EXERCISE DESCRIPTION: Work out the number of lines in the records that include the word "components"; reply with that number alone.
++++ MATERIAL PROVIDED ++++
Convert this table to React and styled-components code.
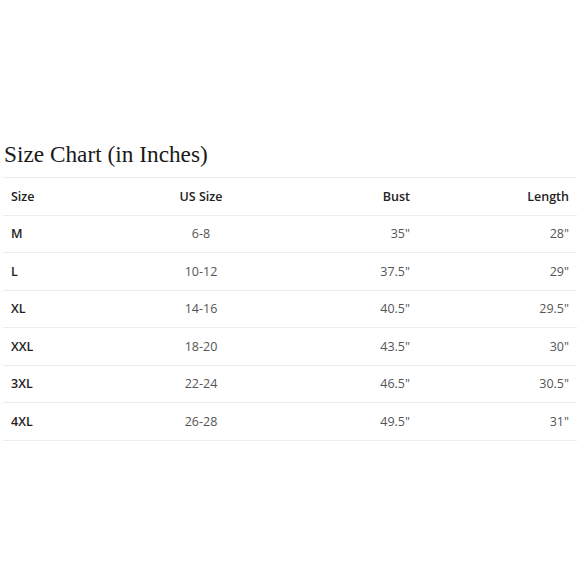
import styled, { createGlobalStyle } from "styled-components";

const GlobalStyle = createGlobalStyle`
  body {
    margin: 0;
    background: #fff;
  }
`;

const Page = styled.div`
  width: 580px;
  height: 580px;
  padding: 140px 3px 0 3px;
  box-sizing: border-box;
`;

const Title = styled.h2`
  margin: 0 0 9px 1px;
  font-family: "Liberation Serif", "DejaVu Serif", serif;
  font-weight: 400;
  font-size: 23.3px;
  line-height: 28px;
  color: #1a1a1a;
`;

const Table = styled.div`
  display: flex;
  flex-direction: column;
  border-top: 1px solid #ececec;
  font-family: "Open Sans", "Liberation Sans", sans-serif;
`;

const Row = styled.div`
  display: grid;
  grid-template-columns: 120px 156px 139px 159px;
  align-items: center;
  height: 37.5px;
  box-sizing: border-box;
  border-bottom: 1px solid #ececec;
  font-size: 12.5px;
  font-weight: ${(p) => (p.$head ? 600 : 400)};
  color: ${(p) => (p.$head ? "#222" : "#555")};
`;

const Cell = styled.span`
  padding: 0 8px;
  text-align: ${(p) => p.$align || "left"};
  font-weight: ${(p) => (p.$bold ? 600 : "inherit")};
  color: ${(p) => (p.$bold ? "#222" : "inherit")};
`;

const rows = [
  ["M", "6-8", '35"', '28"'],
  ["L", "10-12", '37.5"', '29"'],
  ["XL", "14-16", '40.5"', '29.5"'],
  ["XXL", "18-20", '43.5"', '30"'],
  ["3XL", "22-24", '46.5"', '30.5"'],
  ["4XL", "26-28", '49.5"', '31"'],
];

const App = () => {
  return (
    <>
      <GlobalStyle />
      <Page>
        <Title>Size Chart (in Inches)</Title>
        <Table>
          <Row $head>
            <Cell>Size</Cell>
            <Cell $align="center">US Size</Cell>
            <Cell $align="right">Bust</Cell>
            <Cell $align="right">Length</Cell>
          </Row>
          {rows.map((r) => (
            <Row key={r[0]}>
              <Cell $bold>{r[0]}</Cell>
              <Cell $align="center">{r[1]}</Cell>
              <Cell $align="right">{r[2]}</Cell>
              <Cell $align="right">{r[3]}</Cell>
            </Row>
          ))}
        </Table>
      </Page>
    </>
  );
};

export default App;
++++
++++ MATERIAL PROVIDED ++++
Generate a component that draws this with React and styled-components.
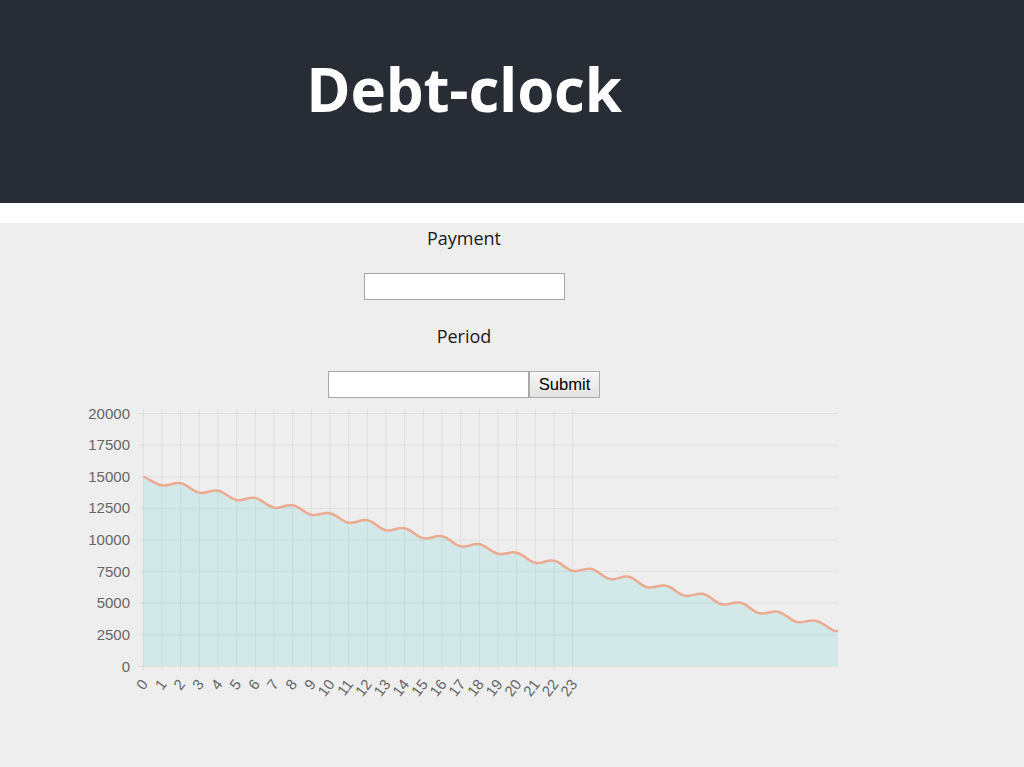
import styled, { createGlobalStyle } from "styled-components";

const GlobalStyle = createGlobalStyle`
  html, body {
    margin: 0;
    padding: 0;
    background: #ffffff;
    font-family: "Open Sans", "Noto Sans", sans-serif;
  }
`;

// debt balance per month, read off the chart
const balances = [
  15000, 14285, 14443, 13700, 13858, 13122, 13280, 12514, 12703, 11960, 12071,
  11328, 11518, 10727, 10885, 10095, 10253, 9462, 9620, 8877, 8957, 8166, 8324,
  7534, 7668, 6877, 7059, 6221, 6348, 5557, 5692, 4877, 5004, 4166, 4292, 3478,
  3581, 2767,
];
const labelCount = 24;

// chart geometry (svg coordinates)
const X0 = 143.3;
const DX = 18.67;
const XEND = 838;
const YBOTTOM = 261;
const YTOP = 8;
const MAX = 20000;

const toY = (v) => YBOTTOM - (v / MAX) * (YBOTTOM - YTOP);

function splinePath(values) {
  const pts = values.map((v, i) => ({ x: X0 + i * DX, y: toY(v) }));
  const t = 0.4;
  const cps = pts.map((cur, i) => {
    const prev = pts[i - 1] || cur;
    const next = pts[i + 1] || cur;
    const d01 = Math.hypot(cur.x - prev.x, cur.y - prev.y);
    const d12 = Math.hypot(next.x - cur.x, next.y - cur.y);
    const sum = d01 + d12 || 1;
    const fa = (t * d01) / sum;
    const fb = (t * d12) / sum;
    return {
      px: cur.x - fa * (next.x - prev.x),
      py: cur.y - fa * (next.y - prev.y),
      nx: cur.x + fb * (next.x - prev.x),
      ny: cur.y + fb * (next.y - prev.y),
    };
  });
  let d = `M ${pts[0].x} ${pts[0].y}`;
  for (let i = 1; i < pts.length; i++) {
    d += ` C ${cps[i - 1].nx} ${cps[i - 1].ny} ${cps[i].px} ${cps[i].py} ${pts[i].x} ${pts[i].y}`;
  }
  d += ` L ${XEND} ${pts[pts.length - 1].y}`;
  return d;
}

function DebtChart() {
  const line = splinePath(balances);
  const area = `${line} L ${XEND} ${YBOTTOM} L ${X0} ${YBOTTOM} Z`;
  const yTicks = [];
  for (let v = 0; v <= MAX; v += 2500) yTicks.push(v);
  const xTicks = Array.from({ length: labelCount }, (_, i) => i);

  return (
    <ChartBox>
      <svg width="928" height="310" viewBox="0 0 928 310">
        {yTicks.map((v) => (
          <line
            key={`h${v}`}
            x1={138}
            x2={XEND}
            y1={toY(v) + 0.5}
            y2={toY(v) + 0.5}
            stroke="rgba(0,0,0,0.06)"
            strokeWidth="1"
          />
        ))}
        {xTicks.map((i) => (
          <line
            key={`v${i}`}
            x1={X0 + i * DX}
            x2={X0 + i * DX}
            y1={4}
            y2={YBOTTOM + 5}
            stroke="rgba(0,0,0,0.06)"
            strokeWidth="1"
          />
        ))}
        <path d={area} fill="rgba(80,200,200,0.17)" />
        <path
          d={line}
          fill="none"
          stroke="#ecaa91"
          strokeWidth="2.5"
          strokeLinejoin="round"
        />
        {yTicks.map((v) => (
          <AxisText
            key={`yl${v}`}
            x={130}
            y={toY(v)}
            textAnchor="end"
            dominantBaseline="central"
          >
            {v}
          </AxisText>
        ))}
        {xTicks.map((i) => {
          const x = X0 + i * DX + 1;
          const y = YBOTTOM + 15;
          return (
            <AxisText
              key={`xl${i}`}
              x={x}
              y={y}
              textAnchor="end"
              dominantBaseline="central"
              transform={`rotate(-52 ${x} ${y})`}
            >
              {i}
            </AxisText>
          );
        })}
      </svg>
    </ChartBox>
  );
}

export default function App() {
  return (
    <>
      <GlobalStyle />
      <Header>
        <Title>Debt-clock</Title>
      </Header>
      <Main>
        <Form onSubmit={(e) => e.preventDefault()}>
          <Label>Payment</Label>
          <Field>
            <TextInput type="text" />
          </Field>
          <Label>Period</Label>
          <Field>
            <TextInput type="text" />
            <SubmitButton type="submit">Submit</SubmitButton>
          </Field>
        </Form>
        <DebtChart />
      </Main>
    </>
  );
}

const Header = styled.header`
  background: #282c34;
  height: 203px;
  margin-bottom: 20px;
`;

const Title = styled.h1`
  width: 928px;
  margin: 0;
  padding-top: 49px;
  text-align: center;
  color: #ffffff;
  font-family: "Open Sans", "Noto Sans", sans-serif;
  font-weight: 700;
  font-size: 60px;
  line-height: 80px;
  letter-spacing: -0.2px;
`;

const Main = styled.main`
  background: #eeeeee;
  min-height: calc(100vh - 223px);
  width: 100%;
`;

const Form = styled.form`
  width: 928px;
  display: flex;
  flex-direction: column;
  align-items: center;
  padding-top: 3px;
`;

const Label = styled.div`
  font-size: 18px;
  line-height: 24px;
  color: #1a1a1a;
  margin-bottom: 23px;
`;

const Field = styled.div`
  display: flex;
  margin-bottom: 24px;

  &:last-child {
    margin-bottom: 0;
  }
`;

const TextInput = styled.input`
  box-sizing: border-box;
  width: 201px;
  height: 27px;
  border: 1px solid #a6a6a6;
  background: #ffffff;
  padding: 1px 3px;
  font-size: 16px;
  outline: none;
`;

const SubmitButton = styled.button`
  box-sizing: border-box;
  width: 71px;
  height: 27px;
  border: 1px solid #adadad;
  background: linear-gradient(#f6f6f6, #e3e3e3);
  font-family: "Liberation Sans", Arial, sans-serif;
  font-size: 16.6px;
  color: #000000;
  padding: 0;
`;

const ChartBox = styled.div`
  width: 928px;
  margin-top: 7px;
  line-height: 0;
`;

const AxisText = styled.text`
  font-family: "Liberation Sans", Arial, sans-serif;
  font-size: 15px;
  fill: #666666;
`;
++++
EXERCISE RESPONSE: 4